» Exercise task: Using the listing below, report all lines holding the word "with".

» Raw records:
+===+
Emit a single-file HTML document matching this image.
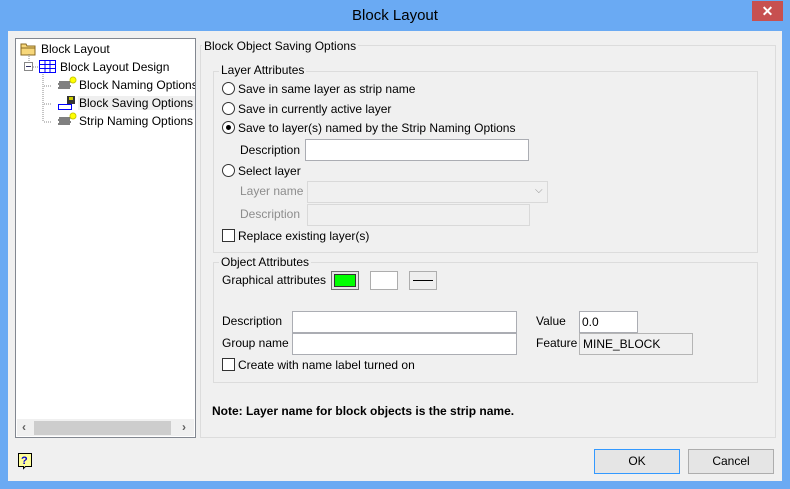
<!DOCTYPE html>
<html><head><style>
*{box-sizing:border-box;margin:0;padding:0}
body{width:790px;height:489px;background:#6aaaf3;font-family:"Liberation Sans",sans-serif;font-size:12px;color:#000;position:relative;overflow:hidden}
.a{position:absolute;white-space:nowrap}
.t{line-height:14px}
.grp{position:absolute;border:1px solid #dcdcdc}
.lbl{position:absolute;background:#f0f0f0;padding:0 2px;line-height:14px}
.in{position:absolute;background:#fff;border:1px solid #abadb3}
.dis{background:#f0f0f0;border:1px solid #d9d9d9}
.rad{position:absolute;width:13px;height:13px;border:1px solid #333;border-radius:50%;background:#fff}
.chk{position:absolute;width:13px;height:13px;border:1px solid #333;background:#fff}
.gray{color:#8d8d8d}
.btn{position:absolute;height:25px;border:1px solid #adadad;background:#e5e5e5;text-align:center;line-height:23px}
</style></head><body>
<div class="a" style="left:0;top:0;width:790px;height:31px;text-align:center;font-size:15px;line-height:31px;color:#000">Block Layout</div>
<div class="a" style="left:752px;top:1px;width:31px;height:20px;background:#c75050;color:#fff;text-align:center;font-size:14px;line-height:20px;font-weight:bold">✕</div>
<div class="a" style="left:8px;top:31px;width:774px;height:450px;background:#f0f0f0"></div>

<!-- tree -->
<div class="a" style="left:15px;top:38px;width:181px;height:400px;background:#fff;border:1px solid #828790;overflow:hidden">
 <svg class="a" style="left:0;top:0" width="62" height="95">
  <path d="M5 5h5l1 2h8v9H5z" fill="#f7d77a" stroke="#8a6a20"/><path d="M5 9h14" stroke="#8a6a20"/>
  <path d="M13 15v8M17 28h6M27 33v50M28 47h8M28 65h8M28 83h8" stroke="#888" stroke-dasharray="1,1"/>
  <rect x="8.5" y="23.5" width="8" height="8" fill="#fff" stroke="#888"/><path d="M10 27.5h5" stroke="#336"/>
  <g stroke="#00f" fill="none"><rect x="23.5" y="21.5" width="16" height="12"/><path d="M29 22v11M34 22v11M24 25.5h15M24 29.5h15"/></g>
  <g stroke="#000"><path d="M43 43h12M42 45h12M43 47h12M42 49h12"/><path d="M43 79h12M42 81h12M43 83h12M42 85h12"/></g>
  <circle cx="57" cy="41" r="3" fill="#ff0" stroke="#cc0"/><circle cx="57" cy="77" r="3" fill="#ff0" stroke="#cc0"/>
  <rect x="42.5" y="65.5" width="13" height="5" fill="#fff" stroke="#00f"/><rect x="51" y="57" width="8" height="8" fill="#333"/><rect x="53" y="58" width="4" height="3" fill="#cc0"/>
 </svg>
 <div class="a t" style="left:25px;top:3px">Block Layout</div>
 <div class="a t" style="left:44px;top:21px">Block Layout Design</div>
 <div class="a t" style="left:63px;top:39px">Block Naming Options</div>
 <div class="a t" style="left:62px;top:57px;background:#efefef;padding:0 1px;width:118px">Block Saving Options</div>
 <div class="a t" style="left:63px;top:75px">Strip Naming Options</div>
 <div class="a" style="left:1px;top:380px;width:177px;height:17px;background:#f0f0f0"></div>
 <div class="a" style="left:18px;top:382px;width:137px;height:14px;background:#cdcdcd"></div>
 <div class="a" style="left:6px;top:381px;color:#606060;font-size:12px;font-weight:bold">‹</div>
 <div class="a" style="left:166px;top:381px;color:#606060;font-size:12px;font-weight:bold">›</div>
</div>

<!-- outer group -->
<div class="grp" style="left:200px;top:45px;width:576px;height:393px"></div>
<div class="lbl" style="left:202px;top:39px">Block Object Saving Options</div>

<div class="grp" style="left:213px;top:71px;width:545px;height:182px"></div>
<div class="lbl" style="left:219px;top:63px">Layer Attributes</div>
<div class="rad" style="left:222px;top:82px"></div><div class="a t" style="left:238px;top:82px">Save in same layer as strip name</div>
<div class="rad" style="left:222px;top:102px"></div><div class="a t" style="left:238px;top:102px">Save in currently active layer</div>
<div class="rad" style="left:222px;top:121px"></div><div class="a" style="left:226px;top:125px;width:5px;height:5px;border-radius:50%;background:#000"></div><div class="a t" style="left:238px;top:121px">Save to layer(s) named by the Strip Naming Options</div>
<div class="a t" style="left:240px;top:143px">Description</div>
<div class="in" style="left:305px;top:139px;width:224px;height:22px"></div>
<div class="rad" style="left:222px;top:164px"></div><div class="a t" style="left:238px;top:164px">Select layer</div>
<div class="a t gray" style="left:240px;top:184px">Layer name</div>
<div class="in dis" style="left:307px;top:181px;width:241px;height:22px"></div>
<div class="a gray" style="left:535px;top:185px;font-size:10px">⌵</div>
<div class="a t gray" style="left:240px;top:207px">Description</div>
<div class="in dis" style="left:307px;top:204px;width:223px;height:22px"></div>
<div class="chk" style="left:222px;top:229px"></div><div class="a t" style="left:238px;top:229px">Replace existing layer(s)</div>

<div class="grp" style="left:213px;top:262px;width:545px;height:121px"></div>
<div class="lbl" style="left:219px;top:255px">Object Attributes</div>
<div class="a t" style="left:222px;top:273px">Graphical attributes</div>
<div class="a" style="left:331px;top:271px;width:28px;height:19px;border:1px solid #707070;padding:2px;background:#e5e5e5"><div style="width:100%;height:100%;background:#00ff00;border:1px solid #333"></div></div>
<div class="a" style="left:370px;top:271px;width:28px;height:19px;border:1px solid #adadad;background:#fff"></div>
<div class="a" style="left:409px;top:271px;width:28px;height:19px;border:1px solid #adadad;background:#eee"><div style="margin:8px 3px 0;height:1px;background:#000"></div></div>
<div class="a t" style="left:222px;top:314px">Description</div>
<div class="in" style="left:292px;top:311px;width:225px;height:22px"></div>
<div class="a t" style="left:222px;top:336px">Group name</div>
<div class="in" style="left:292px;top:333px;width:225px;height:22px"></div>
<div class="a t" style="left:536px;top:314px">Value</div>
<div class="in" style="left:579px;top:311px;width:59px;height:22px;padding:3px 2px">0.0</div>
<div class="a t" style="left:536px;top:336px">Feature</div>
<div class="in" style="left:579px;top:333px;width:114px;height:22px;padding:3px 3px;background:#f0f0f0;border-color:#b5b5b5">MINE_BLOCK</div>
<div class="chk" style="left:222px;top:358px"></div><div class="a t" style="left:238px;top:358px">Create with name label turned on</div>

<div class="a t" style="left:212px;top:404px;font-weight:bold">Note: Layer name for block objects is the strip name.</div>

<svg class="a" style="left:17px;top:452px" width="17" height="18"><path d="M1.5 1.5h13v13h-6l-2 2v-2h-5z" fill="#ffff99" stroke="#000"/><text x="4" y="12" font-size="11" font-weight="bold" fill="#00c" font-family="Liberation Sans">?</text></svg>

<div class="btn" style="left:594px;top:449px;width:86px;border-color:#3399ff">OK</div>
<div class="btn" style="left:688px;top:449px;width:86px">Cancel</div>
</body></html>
+===+
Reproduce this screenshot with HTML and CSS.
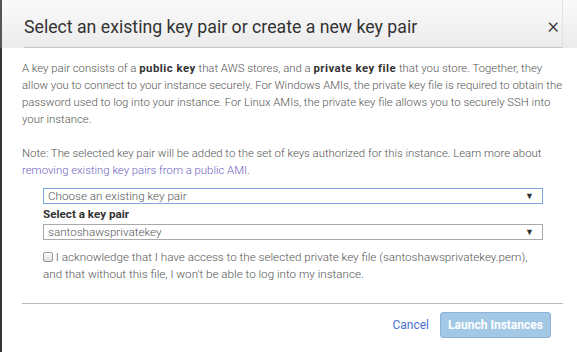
+===+
» Reply:
<div class="chk" style="left:222px;top:358px"></div><div class="a t" style="left:238px;top:358px">Create with name label turned on</div>
Reproduce this screenshot with HTML and CSS.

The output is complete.